** START DATA **

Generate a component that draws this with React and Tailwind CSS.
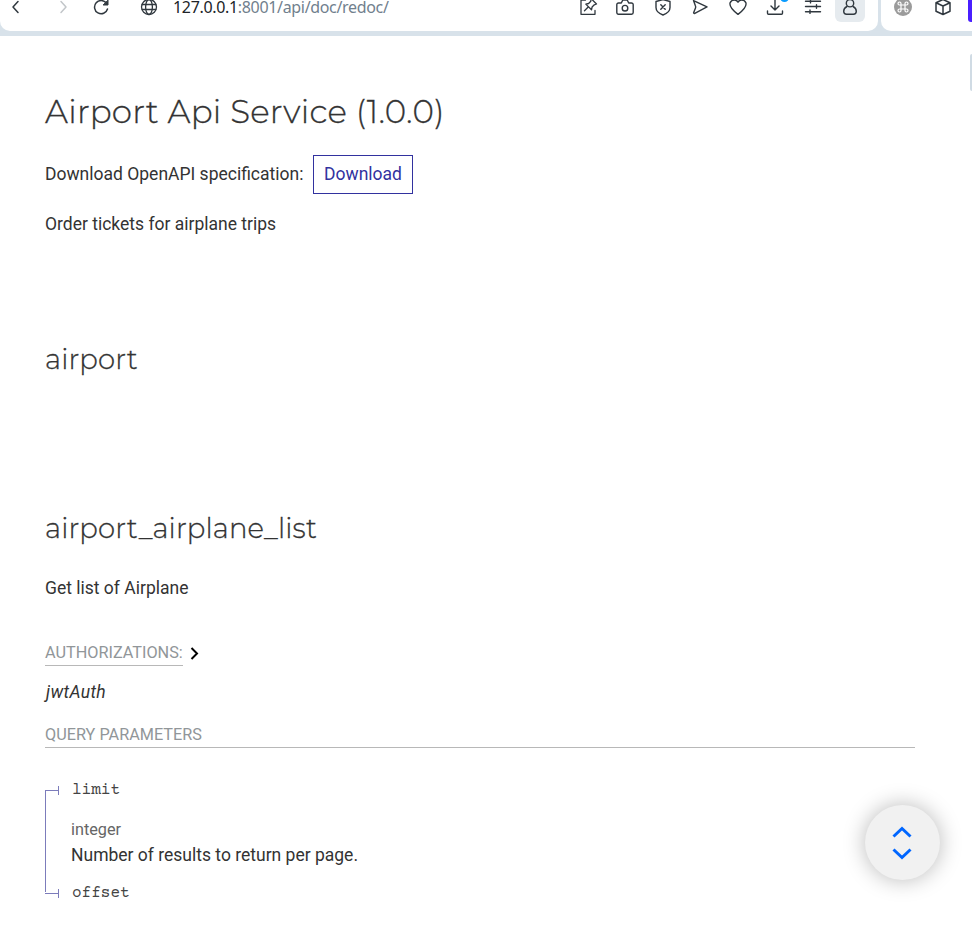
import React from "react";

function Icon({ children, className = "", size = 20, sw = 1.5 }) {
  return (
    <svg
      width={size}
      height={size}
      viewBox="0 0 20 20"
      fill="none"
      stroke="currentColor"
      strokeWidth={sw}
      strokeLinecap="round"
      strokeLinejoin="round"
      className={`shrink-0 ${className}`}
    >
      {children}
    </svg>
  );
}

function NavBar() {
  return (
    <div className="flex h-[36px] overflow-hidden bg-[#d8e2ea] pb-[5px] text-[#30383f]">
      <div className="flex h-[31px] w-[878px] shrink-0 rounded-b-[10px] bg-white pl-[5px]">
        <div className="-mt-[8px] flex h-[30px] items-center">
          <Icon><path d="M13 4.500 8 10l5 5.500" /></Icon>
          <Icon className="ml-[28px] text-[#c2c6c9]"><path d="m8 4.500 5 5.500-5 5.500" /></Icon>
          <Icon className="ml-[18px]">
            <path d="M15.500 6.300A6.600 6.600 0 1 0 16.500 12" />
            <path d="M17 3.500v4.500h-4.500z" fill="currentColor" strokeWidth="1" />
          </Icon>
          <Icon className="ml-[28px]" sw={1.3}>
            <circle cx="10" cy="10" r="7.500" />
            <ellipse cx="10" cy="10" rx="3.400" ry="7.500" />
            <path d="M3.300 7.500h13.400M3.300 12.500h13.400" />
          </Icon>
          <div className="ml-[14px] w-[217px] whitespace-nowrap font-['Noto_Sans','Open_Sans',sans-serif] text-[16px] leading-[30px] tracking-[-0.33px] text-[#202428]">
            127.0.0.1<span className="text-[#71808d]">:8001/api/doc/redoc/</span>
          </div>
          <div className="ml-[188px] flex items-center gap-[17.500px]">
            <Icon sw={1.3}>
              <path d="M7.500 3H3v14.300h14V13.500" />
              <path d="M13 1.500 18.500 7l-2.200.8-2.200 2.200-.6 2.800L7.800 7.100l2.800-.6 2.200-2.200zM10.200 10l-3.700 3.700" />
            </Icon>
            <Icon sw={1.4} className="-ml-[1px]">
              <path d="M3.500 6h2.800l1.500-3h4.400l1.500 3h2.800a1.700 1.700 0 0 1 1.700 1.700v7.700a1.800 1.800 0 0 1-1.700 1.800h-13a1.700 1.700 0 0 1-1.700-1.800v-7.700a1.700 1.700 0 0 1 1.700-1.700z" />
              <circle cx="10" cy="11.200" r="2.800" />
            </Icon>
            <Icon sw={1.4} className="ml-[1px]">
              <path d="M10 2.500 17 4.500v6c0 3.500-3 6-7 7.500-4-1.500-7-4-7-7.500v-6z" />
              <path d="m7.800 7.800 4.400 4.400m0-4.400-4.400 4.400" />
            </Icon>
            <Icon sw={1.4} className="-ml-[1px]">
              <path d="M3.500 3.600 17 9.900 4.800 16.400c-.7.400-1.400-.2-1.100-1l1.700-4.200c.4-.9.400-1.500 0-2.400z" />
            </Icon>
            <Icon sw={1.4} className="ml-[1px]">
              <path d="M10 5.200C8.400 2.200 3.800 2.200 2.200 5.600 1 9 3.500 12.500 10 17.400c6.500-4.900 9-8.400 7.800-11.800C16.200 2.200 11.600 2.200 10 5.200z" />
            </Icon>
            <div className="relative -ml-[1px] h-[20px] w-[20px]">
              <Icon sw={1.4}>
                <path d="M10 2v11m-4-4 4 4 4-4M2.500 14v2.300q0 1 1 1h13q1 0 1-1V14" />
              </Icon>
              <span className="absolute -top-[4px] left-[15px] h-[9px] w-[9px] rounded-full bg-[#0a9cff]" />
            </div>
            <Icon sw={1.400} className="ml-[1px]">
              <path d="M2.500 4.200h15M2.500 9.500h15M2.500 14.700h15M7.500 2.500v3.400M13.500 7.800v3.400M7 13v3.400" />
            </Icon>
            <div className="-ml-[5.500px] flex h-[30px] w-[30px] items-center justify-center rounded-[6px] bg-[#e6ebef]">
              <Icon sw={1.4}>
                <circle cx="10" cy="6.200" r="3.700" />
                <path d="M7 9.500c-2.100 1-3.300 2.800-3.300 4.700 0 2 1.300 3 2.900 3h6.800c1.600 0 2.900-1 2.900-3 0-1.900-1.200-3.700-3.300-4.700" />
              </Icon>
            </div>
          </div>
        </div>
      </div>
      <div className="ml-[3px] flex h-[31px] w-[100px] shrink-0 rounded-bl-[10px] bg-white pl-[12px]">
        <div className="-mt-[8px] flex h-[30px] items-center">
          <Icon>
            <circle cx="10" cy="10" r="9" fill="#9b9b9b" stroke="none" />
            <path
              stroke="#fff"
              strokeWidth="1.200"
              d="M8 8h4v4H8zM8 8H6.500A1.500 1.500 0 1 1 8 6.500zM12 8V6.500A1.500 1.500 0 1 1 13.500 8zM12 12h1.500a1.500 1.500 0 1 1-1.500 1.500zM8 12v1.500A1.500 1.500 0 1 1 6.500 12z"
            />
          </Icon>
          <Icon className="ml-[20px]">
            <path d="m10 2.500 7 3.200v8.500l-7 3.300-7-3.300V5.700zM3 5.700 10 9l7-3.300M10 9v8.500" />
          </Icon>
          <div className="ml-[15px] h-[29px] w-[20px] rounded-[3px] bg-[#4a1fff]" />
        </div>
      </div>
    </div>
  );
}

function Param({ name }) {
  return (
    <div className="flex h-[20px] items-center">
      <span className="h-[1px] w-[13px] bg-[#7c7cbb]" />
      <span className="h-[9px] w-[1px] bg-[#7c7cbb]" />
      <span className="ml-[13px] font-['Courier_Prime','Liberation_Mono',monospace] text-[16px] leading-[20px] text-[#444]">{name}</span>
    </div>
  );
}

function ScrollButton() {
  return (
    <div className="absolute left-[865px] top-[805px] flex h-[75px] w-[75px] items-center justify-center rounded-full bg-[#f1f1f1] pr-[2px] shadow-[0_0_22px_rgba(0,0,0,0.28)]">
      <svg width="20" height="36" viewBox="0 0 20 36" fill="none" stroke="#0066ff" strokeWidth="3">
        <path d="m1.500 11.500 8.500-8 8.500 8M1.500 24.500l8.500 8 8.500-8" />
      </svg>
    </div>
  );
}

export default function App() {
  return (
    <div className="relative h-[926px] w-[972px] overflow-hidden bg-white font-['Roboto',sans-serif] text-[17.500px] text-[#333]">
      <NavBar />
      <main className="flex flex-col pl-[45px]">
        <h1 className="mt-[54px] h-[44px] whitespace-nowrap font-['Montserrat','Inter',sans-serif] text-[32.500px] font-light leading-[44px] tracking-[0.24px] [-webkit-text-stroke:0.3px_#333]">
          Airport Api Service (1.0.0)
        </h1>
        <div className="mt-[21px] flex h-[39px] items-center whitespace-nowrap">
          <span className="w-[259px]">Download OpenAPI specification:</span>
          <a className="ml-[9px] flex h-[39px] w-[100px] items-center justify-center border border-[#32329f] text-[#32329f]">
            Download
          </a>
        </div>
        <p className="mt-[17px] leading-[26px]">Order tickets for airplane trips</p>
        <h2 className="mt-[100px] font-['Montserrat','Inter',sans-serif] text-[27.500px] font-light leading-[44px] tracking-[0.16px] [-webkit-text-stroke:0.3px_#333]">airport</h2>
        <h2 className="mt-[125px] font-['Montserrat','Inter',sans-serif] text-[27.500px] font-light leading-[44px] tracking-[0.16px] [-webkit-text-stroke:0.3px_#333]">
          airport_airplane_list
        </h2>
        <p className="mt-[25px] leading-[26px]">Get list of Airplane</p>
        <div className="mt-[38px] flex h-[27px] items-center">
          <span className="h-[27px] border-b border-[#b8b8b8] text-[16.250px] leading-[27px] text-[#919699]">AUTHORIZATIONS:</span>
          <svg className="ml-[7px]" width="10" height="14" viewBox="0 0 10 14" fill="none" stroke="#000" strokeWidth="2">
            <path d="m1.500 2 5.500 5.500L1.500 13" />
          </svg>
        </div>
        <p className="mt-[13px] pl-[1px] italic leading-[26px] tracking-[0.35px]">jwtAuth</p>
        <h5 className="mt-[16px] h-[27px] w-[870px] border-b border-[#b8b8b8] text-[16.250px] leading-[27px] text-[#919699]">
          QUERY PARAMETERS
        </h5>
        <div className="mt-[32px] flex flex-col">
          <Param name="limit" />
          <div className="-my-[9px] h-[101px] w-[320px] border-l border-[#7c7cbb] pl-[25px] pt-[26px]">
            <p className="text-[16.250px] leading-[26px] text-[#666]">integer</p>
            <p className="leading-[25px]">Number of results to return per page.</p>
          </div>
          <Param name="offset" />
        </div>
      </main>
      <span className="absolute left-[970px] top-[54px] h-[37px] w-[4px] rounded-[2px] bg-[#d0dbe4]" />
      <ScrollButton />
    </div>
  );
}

** END DATA **

■ **PROBLEM TO WORK ON**: Extract, from the listing above, every line where the string "React" occurs.

■ **CORRECT RESULT**:
Generate a component that draws this with React and Tailwind CSS.
import React from "react";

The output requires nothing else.